Yesterday though, after Lawrence Cunliffe had nervously teed up a question about the Northern Ireland agreement, Mr Blair didn't just take an air shot for the photographers - he actually hit the damn thing. On Monday the Government had rejected amendments asked for by Unionists and Conservatives. Yesterday, Mr Blair revealed, the Government proposed to table amendments itself, including one that would embed a clear timetable into the legislation.
What a wonderful thing politics is! Less than 24 hours before, Mo Mowlam had insisted that this matter was out of her hands, since General John de Chastelain was in charge of an independent body and couldn't be told what to do. Overnight he had, quite independently, decided it would be a good idea anyway and the Conservatives were sufficiently grateful for the adjustment not to question how it had come about.
In any case William Hague had Heather Begbie to worry about. Heather is 11 years old and Mr Blair has been making her cry, by threatening to send her to the rough school down the road, instead of the private school she attends under the assisted places scheme. What's more he had actually promised that he wouldn't make little Heather cry. He didn't single her out, of course, since he had no need to paint a picture of an innocent young life blighted by the shameful duplicity of the Labour Party, but he does seem to have offered an assurance about assisted-place pupils which rather oversold his party's manifesto policy. Mr Blair got a bit strenuous when this was pointed out, always a sign that he's not sure of his footing, and he became even more strident when Mr Hague accused him of not keeping his promises. "The words he has quoted were written after the election not before it", Mr Blair insisted Jesuitically, as if Labour's popular mandate included the right to tell as many porkies as were deemed politically useful. Proceedings were getting very raucous by now, so much that Betty Boothroyd snapped: "Let's cool it. It's not bucket and spade time just yet". But her remark increased the holiday mood rather than dissipating it.

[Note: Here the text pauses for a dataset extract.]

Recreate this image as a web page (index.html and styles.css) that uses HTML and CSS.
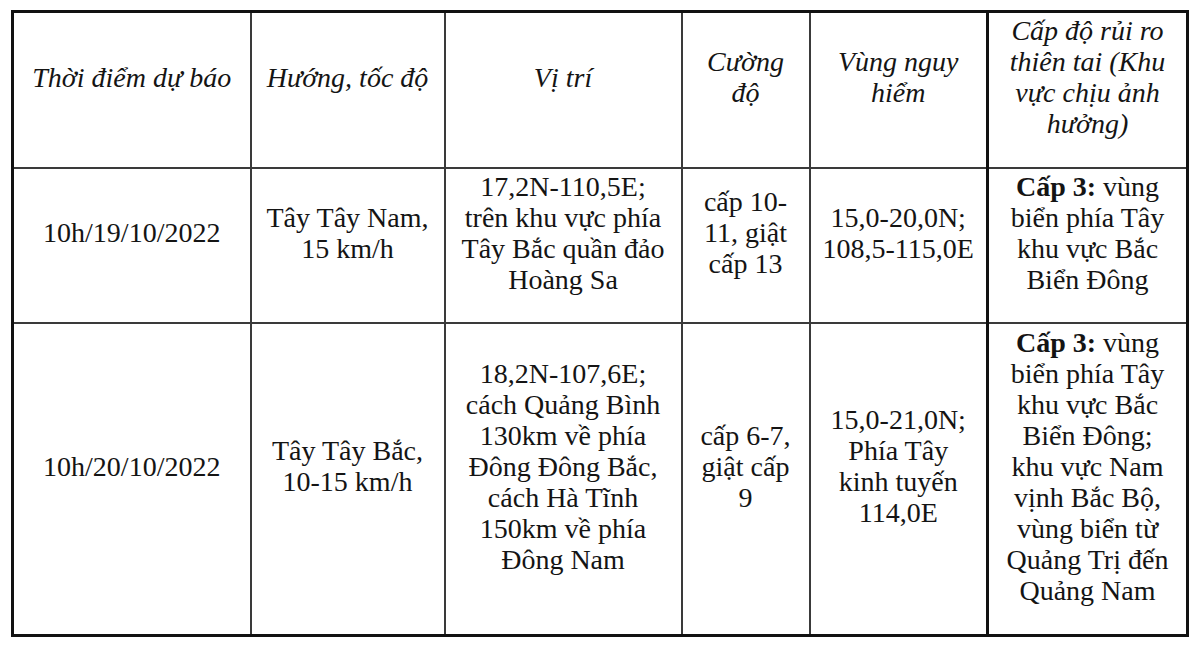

Backbenchers took advantage of one of few remaining chances to tease Paddy Ashdown, booing him as he stood up, and even the Prime Minister rolled his trousers up, to take a paddle in the shallow waters of parliamentary wit. Alan Simpson, a Labour left winger, had jokingly expressed the hope that his question would not damage his chances of promotion: "It was such a good question he should keep his pager by him at all times" said a smiling Mr Blair, who is more likely to give Heather Begbie a cabinet post.
Mr Hague had one last go at the Prime Minister, raising the new discrepancy between the legislative sway of Scottish, Welsh and English MPs. It's true that the Prime Minister is bound to look a bit woolly about this issue, since he can't openly state the truth, which is that most Englishmen think the Scottish and Welsh assemblies are slightly Mickey Mouse affairs in comparison to Westminster and so don't feel the slightest bit envious of their neighbours' notional advantages.
If Mr Hague thinks this is acombustible matter then he should think again, he would stand a better chance getting a housebrick to burst into flames. Even Tory backbenchers contractually bound to flare up whenever their leader applies a match could only manage a fuming smoulder. Sometimes there is smoke without fire.